* **WRITTEN TASK**: Quote all lines below exactly. Images stay out.

* **GIVEN DATA**:
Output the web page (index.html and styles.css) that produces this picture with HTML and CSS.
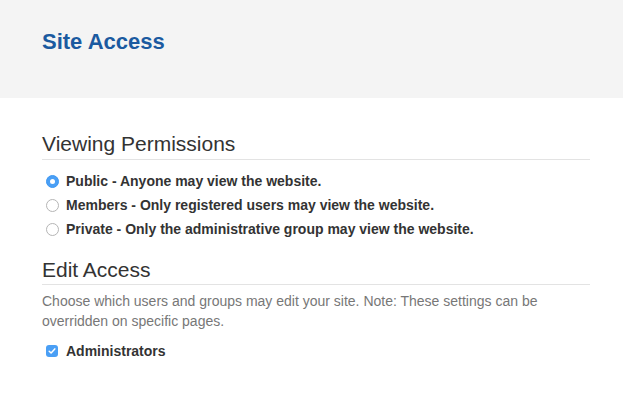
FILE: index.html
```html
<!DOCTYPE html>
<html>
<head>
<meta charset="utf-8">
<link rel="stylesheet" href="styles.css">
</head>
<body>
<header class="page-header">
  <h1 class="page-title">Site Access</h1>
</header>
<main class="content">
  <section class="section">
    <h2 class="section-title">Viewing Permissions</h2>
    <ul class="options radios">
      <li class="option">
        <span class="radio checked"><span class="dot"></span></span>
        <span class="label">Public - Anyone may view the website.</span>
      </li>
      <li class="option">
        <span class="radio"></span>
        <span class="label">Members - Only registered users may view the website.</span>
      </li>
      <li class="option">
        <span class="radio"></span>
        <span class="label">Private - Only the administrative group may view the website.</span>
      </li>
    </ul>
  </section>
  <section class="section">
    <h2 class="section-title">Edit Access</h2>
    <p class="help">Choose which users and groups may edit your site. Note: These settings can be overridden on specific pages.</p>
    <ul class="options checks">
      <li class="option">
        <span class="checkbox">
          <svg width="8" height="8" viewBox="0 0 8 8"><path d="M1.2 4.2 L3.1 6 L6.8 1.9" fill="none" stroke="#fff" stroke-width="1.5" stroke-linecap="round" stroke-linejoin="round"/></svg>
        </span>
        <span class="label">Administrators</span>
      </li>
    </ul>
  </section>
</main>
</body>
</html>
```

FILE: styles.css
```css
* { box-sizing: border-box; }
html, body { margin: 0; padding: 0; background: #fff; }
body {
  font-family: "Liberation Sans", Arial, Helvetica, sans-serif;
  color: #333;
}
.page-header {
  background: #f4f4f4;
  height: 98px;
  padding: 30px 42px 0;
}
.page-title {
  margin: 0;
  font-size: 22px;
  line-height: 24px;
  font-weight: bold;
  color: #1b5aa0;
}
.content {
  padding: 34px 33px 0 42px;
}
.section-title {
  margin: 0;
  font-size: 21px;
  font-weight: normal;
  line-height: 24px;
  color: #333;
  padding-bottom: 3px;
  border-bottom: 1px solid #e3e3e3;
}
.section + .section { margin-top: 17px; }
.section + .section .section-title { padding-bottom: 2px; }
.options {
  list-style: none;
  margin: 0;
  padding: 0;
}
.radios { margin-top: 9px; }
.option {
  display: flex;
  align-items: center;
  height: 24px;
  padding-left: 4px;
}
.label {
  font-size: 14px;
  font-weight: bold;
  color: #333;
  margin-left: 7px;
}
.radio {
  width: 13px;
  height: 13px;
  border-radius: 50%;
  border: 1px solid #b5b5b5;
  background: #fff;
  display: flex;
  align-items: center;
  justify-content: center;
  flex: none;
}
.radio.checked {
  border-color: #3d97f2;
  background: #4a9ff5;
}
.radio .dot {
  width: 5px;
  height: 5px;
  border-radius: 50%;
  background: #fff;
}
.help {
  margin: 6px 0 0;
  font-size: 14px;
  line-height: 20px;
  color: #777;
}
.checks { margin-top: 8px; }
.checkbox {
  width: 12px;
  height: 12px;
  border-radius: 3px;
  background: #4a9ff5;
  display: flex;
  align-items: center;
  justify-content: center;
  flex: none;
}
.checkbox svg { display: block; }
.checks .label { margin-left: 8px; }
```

* **FINISHED EXERCISE**:
Output the web page (index.html and styles.css) that produces this picture with HTML and CSS.
FILE: index.html
```html
<!DOCTYPE html>
<html>
<head>
<meta charset="utf-8">
<link rel="stylesheet" href="styles.css">
</head>
<body>
<header class="page-header">
  <h1 class="page-title">Site Access</h1>
</header>
<main class="content">
  <section class="section">
    <h2 class="section-title">Viewing Permissions</h2>
    <ul class="options radios">
      <li class="option">
        <span class="radio checked"><span class="dot"></span></span>
        <span class="label">Public - Anyone may view the website.</span>
      </li>
      <li class="option">
        <span class="radio"></span>
        <span class="label">Members - Only registered users may view the website.</span>
      </li>
      <li class="option">
        <span class="radio"></span>
        <span class="label">Private - Only the administrative group may view the website.</span>
      </li>
    </ul>
  </section>
  <section class="section">
    <h2 class="section-title">Edit Access</h2>
    <p class="help">Choose which users and groups may edit your site. Note: These settings can be overridden on specific pages.</p>
    <ul class="options checks">
      <li class="option">
        <span class="checkbox">
          <svg width="8" height="8" viewBox="0 0 8 8"><path d="M1.2 4.2 L3.1 6 L6.8 1.9" fill="none" stroke="#fff" stroke-width="1.5" stroke-linecap="round" stroke-linejoin="round"/></svg>
        </span>
        <span class="label">Administrators</span>
      </li>
    </ul>
  </section>
</main>
</body>
</html>
```

FILE: styles.css
```css
* { box-sizing: border-box; }
html, body { margin: 0; padding: 0; background: #fff; }
body {
  font-family: "Liberation Sans", Arial, Helvetica, sans-serif;
  color: #333;
}
.page-header {
  background: #f4f4f4;
  height: 98px;
  padding: 30px 42px 0;
}
.page-title {
  margin: 0;
  font-size: 22px;
  line-height: 24px;
  font-weight: bold;
  color: #1b5aa0;
}
.content {
  padding: 34px 33px 0 42px;
}
.section-title {
  margin: 0;
  font-size: 21px;
  font-weight: normal;
  line-height: 24px;
  color: #333;
  padding-bottom: 3px;
  border-bottom: 1px solid #e3e3e3;
}
.section + .section { margin-top: 17px; }
.section + .section .section-title { padding-bottom: 2px; }
.options {
  list-style: none;
  margin: 0;
  padding: 0;
}
.radios { margin-top: 9px; }
.option {
  display: flex;
  align-items: center;
  height: 24px;
  padding-left: 4px;
}
.label {
  font-size: 14px;
  font-weight: bold;
  color: #333;
  margin-left: 7px;
}
.radio {
  width: 13px;
  height: 13px;
  border-radius: 50%;
  border: 1px solid #b5b5b5;
  background: #fff;
  display: flex;
  align-items: center;
  justify-content: center;
  flex: none;
}
.radio.checked {
  border-color: #3d97f2;
  background: #4a9ff5;
}
.radio .dot {
  width: 5px;
  height: 5px;
  border-radius: 50%;
  background: #fff;
}
.help {
  margin: 6px 0 0;
  font-size: 14px;
  line-height: 20px;
  color: #777;
}
.checks { margin-top: 8px; }
.checkbox {
  width: 12px;
  height: 12px;
  border-radius: 3px;
  background: #4a9ff5;
  display: flex;
  align-items: center;
  justify-content: center;
  flex: none;
}
.checkbox svg { display: block; }
.checks .label { margin-left: 8px; }
```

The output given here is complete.